Landrieu has described an almost personal relationship with victims of the city’s violence, keeping binders with photos and details about each person killed. He has pushed a handful of initiatives aimed at pre-emptively stopping violence, grouped under the umbrella of NOLA For Life.
But it's still unclear whether any of it will produce a lasting decline in the number of people murdered here in a typical year. The figure was 175 in 2010 and was down to 157 last year — a measure of progress, but still leaving New Orleans with among the highest per-capita murder rates in the country.
And the year-to-year fluctuations in the counts of murders and violent crimes overall make it difficult to say whether any decreases will truly stick. The number of shootings taking place in the city each year — considered by many criminologists a more reliable yardstick of violent crime than murder — has hardly changed since he took office.

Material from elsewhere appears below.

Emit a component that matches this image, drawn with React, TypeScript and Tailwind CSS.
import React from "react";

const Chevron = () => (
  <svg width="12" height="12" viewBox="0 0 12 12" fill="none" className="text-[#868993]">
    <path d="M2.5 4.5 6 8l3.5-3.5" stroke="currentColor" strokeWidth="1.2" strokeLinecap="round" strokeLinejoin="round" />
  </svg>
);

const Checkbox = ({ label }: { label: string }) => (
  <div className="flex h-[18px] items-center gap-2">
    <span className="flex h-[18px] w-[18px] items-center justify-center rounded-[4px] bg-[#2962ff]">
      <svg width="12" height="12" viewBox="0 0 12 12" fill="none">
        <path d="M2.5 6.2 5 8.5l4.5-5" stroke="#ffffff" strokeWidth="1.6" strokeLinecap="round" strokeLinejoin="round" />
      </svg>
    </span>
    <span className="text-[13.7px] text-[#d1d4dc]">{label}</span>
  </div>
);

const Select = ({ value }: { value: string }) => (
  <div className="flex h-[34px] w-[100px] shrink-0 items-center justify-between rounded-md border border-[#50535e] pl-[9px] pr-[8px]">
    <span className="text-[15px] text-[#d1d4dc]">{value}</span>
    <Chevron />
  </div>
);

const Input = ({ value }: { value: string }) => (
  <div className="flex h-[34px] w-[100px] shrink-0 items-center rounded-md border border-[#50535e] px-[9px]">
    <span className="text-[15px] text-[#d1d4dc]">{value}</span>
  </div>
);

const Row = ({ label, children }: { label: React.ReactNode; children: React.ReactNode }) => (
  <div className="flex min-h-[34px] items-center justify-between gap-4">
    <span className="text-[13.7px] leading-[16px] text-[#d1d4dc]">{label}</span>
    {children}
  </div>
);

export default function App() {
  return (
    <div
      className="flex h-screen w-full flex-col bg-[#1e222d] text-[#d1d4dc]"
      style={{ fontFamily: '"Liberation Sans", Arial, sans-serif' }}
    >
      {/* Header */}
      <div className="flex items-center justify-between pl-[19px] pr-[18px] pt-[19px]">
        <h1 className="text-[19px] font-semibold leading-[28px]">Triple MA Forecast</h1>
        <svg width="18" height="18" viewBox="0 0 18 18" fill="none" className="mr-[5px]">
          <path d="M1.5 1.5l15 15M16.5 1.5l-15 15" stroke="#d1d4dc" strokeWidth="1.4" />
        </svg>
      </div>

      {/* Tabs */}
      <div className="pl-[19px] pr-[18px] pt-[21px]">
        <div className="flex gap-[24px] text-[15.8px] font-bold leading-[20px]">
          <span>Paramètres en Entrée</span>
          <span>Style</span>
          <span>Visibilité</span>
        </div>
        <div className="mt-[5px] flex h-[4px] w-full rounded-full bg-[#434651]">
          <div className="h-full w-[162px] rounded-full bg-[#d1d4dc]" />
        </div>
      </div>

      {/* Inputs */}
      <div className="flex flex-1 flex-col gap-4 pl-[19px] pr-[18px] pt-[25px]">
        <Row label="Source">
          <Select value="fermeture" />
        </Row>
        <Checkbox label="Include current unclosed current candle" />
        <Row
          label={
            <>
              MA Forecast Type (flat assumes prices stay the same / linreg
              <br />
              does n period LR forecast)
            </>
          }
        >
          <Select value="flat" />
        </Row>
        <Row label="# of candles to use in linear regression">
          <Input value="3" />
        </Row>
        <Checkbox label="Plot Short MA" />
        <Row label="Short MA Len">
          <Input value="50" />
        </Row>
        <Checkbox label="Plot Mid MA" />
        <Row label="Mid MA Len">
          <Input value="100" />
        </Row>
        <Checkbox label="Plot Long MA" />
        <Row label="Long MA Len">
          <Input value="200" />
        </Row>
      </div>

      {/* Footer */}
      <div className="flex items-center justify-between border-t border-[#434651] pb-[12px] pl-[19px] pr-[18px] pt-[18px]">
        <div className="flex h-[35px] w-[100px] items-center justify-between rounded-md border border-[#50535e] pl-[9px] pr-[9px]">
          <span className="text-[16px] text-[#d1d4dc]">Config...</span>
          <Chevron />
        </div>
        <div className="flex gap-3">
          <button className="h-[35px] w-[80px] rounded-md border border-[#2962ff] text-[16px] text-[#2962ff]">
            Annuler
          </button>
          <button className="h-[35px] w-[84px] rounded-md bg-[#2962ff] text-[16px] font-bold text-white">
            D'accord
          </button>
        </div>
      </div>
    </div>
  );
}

Landrieu argues he has still made headway in restoring the reputation of the Police Department.
There have been 17 new recruit classes during his tenure. Officers now wear body-worn cameras meant to record potentially controversial encounters, and the city has settled civil rights claims brought by the families of those wounded or killed by police officers in the chaotic aftermath of Katrina.
Today, the department's approval ratings have gone from a low of 22 percent to well above 70 percent, Landrieu said.
"So when you think about what’s been going on around the country in the last eight years, with things going in the other direction ... the Police Department has been doing a really good job,” he said.